LaBeouf renames himself Otis
Lort, and plays Otis’s father, James. So in all but name he is playing his own father. Capably directed by Alma Har’el, Honey Boy is essentially a cinematic expression of Philip Larkin’s famous poem, which needs slight paraphrasing here, about how your parents muck you up. The film begins in 2005. Otis (Lucas Hedges, the go-to actor for all troubled young men) is 22 and an established screen actor, but in emotional tumult. HE
IS addicted to alcohol, prone to drunken rages, and deeply unhappy, yet he seems to revel in that unhappiness. This makes the film sound irredeemably grim, and it isn’t. Most of the drama takes place in 1995 when Otis is 12 (and played, quite wonderfully, by young British actor Noah Jupe). He is bright and loveable, not yet driven to dysfunctional behaviour himself, though the seeds are there. He manifestly loves his father, a former rodeo clown who can’t find work because of his criminal record, so Otis employs him as a chaperone out of his modest screen earnings.
He is not afraid to stand up to him, but never knows when James will turn violent.

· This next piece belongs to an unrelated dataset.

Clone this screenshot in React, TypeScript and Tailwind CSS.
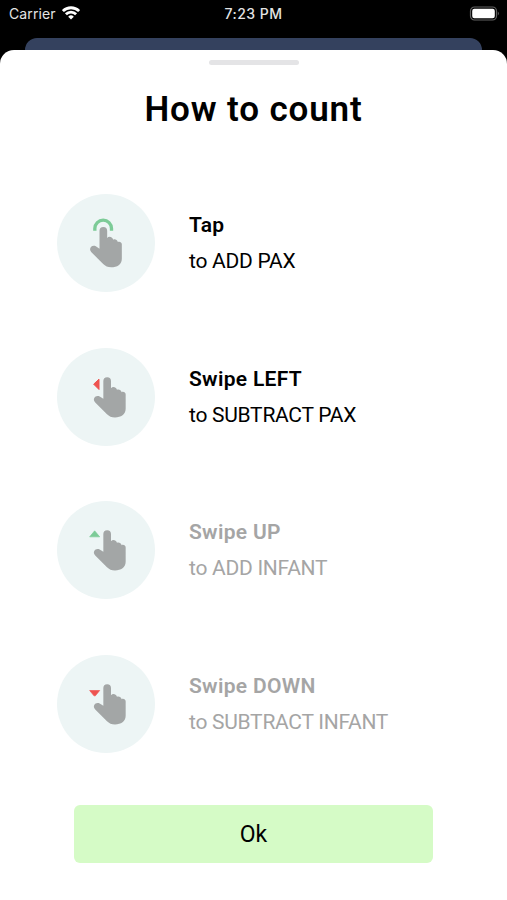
interface Gesture {
  id: string;
  title: string;
  description: string;
  muted: boolean;
}

const gestures: Gesture[] = [
  { id: 'tap', title: 'Tap', description: 'to ADD PAX', muted: false },
  { id: 'left', title: 'Swipe LEFT', description: 'to SUBTRACT PAX', muted: false },
  { id: 'up', title: 'Swipe UP', description: 'to ADD INFANT', muted: true },
  { id: 'down', title: 'Swipe DOWN', description: 'to SUBTRACT INFANT', muted: true },
];

function GestureIcon({ id }: { id: string }) {
  return (
    <svg viewBox="21 22.5 294 294" className="size-[98px]">
      {id === 'tap' && (
        <path d="M134.5 133v-7a25 25 0 0 1 50 0v7" fill="none" stroke="#7ccb97" strokeWidth="10" />
      )}
      {id === 'left' && <path d="M131 131L147 116V147Z" fill="#ee5350" stroke="#ee5350" strokeWidth="3" strokeLinejoin="round" />}
      {id === 'up' && <path d="M119 130L134 112L149 130Z" fill="#7ccb97" stroke="#7ccb97" strokeWidth="2" strokeLinejoin="round" />}
      {id === 'down' && <path d="M119 129H149L136 145H132Z" fill="#ee5350" stroke="#ee5350" strokeWidth="2" strokeLinejoin="round" />}
      <path
        transform={id === 'tap' ? 'translate(-11.5 11.5)' : undefined}
        d="M160 121.500a11.500 11.500 0 0 1 23 0V143C188 137 198 139 201 148C206 145 213 148 215 155C220 152 227 156 227 162V205C227 222 213 231 195 231C185 231 177 227 171 221L135 185C126 175 137 162 149 168L160 175Z"
        fill="#a3a6a6"
      />
    </svg>
  );
}

function StatusBar() {
  return (
    <div className="grid h-[38px] grid-cols-3 px-[9px] pt-1 font-['Inter','Liberation_Sans',sans-serif] text-[14px] leading-5 text-[#e4e4e4]">
      <div className="flex gap-[6px]">
        <span className="tracking-[0.1px]">Carrier</span>
        <svg viewBox="0 0 18 14" className="mt-[2px] h-[14px] w-[18px]" fill="none" stroke="white" strokeWidth="2.800">
          <path d="M.9 5.100a11.500 11.500 0 0 1 16.200 0M3.900 8.300a7.200 7.200 0 0 1 10.200 0" />
          <path d="M9 13.500L6.200 10.700a4 4 0 0 1 5.600 0Z" fill="white" stroke="none" />
        </svg>
      </div>
      <span className="text-center font-medium tracking-[0.5px] whitespace-nowrap">7:23 PM</span>
      <div className="flex justify-end">
        <svg viewBox="0 0 31 15" className="-mr-[2px] mt-[1.500px] h-[15px] w-[31px]">
          <rect x="1.500" y="1" width="26" height="13" rx="4" fill="none" stroke="#626262" strokeWidth="1.200" />
          <rect x="3.200" y="2.800" width="22.600" height="9.400" rx="2.200" fill="white" />
          <path d="M28.800 5.500q2.200 2 0 4Z" fill="#626262" />
        </svg>
      </div>
    </div>
  );
}

export default function App() {
  return (
    <div className="flex h-[900px] w-[507px] flex-col overflow-hidden bg-black font-['Roboto','Liberation_Sans',sans-serif] text-black">
      <StatusBar />
      {/* Edge of the screen behind the sheet */}
      <div className="mx-[25px] h-3 shrink-0 rounded-t-[12px] bg-[#34415e]" />

      <div className="flex flex-1 flex-col items-center rounded-t-[14px] bg-white pt-[9.500px]">
        <div className="h-[5px] w-[90px] rounded-full bg-[#e4e4e6]" />
        <h1 className="mt-[23.500px] text-[35px] leading-[44px] font-semibold tracking-[0.85px]">How to count</h1>

        <div className="mt-[62px] flex w-full flex-col gap-[55.500px] pl-[57px]">
          {gestures.map((gesture) => (
            <div key={gesture.id} className={`flex h-[98px] items-center gap-[34px] text-[21px] leading-7 ${gesture.muted ? 'text-[#a5a5a5]' : 'text-black'}`}>
              <div className="size-[98px] shrink-0 rounded-full bg-[#edf5f5]">
                <GestureIcon id={gesture.id} />
              </div>
              <div className="flex flex-col gap-2">
                <h2 className="self-start font-semibold tracking-[0.3px]">{gesture.title}</h2>
                <p className="self-start tracking-[-0.27px]">{gesture.description}</p>
              </div>
            </div>
          ))}
        </div>

        <button className="mt-[52.500px] h-[58px] w-[359px] rounded-[6px] bg-[#d5fbc6] pt-[2px] text-[23px]">Ok</button>
      </div>
    </div>
  );
}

His behaviour has already driven Otis’s mother away, and there is a funny but heartrending scene when the boy mediates on the phone between his parents.
Otis finds some comfort — and early sexual initiation — from an older girl who lives in the same cheap motel. But James undermines that relationship, and assaults a kind man assigned to Otis in a mentor programme arranged by his absent mother.

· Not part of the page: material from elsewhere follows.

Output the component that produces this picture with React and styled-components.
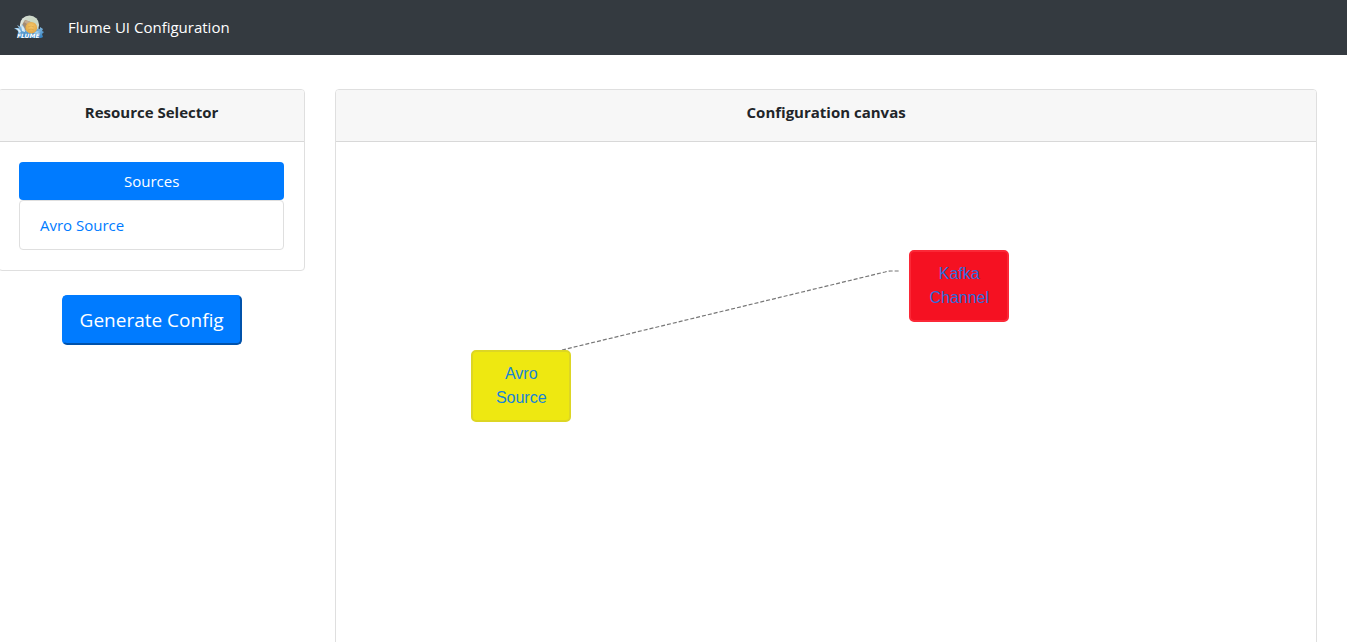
import React from "react";
import styled, { createGlobalStyle } from "styled-components";

const GlobalStyle = createGlobalStyle`
  *, *::before, *::after { box-sizing: border-box; }
  body {
    margin: 0;
    background: #fff;
    color: #212529;
    font-family: "Segoe UI", "Open Sans", "Noto Sans", sans-serif;
    font-size: 15px;
    line-height: 24px;
  }
`;

const Page = styled.div`
  height: 100vh;
  overflow: hidden;
`;

const Navbar = styled.nav`
  display: flex;
  align-items: center;
  gap: 24px;
  height: 55px;
  padding: 0 14px 2px;
  background: #343a40;
`;

const Brand = styled.a`
  display: flex;
`;

const NavLink = styled.a`
  color: #fff;
  text-decoration: none;
`;

const Row = styled.main`
  display: flex;
  align-items: flex-start;
  margin: 34px 15px 0 -17px;
`;

const Column = styled.div`
  flex: 0 0 ${(p) => p.$width};
  padding: 0 15px;
`;

const Card = styled.section`
  border: 1px solid #dfdfdf;
  border-radius: 4px;
  background: #fff;
`;

const CardHeader = styled.h2`
  margin: 0;
  padding: 10px 20px 17px;
  border-bottom: 1px solid #d8d8d8;
  border-radius: 3px 3px 0 0;
  background: #f7f7f7;
  font-size: 15px;
  font-weight: 700;
  line-height: 24px;
  text-align: center;
`;

const CardBody = styled.div`
  padding: 20px;
`;

const GroupButton = styled.button`
  display: block;
  width: 100%;
  padding: 7px 12px;
  border: 0;
  border-radius: 4px;
  background: #007bff;
  color: #fff;
  font: inherit;
  cursor: pointer;
`;

const ResourceList = styled.ul`
  margin: 0;
  padding: 12px 20px;
  border: 1px solid #dfdfdf;
  border-radius: 4px;
  list-style: none;
`;

const ResourceLink = styled.a`
  color: #007bff;
  text-decoration: none;
`;

const Actions = styled.div`
  display: flex;
  justify-content: center;
  margin-top: 24px;
`;

const GenerateButton = styled.button`
  width: 180px;
  height: 50px;
  padding: 0;
  border: 2px outset #007bff;
  border-radius: 5px;
  background: #007bff;
  color: #fff;
  font: inherit;
  font-size: 19px;
  cursor: pointer;
`;

const Canvas = styled.div`
  position: relative;
  min-height: 600px;
`;

const Wires = styled.svg`
  position: absolute;
  inset: 0;
  width: 100%;
  height: 100%;
`;

const Node = styled.a`
  position: absolute;
  left: ${(p) => p.$x}px;
  top: ${(p) => p.$y}px;
  width: 100px;
  padding: 10px 16px;
  border: 2px solid ${(p) => p.$border};
  border-radius: 5px;
  background: ${(p) => p.$fill};
  color: ${(p) => p.$color};
  font-family: "Liberation Sans", Arial, sans-serif;
  font-size: 16px;
  line-height: 24px;
  text-align: center;
  text-decoration: none;
`;

const nodes = [
  { name: "Avro Source", x: 135, y: 208, fill: "#eee811", border: "#ddd624", color: "#1683d8" },
  { name: "Kafka Channel", x: 573, y: 108, fill: "#f51122", border: "#fb2837", color: "#2f6cdb" },
];

function FlumeLogo() {
  return (
    <svg width="30" height="24" viewBox="0 0 30 24" role="img" aria-label="Flume">
      <defs>
        <radialGradient id="globe" cx="0.65" cy="0.4" r="0.7">
          <stop offset="0" stopColor="#c9d8bd" />
          <stop offset="0.6" stopColor="#cfd8cd" />
          <stop offset="1" stopColor="#eef1ec" />
        </radialGradient>
        <radialGradient id="ball" cx="0.5" cy="0.4" r="0.6">
          <stop offset="0" stopColor="#f6ca6c" />
          <stop offset="1" stopColor="#e0a443" />
        </radialGradient>
        <linearGradient id="water" x1="0" y1="0" x2="0" y2="1">
          <stop offset="0" stopColor="#9cc8e6" />
          <stop offset="1" stopColor="#2f7fc0" />
        </linearGradient>
      </defs>
      <circle cx="15.5" cy="10" r="9.6" fill="url(#globe)" />
      <path d="M8 10 L11 5 Q16 6 19 9 L12 16 Z" fill="#a18a74" />
      <path d="M10 7 L12 5 L18 8 L13 9 Z" fill="#c3ab91" />
      <path d="M0 13 L5 13 L3 10 L7 12 L8 9 Q10 11 11 15 Q16 20 21 17 Q23 12 26 14 L26 12 L29 14 L28 16 L30 17 L28 19 L29 22 L27 23 H5 Q3 19 4 16 Z" fill="url(#water)" />
      <path d="M1 13 Q6 13 7 17 L5 18 Q4 14 1 13 Z M7 10 Q11 12 11 17 L8 16 Z" fill="#d8ebf7" />
      <path d="M20 18 Q23 15 27 16 L23 17 L27 18 Q23 19 20 18 Z" fill="#a4d0ee" />
      <circle cx="17.3" cy="12.7" r="5.8" fill="url(#ball)" />
      <path d="M14 12 Q17 10 20 12 M14 15 Q17 13 20 15" fill="none" stroke="#d39a40" strokeWidth="0.5" />
      <text x="3" y="23" fill="#fff" fontFamily="DejaVu Sans, sans-serif" fontSize="6" fontWeight="700" fontStyle="italic">
        FLUME
      </text>
    </svg>
  );
}

export default function App() {
  return (
    <Page>
      <GlobalStyle />
      <Navbar>
        <Brand href="#">
          <FlumeLogo />
        </Brand>
        <NavLink href="#">Flume UI Configuration</NavLink>
      </Navbar>
      <Row>
        <Column $width="25%">
          <Card>
            <CardHeader>Resource Selector</CardHeader>
            <CardBody>
              <GroupButton type="button" aria-expanded="true" aria-controls="sources">
                Sources
              </GroupButton>
              <ResourceList id="sources">
                <li>
                  <ResourceLink href="#avro-source">Avro Source</ResourceLink>
                </li>
              </ResourceList>
            </CardBody>
          </Card>
          <Actions>
            <GenerateButton type="button">Generate Config</GenerateButton>
          </Actions>
        </Column>
        <Column $width="75%">
          <Card>
            <CardHeader>Configuration canvas</CardHeader>
            <Canvas>
              <Wires aria-hidden="true">
                <path
                  d="M226 208 L549 130 Q552 129 555 129 L563 129"
                  fill="none"
                  stroke="#777"
                  strokeWidth="1.2"
                  strokeDasharray="4 2"
                />
              </Wires>
              {nodes.map((n) => (
                <Node key={n.name} href="#" $x={n.x} $y={n.y} $fill={n.fill} $border={n.border} $color={n.color}>
                  {n.name}
                </Node>
              ))}
            </Canvas>
          </Card>
        </Column>
      </Row>
    </Page>
  );
}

It’s powerful stuff, brilliantly acted, and of course it is LaBeouf’s show, but the film also represents another extravagant feather in the cap of young Jupe, who is carving out quite a career since grabbing attention in the TV drama The Night Manager.
Let’s hope he understands the pitfalls awaiting successful child actors. It’s not just unstable parents who can lead them astray.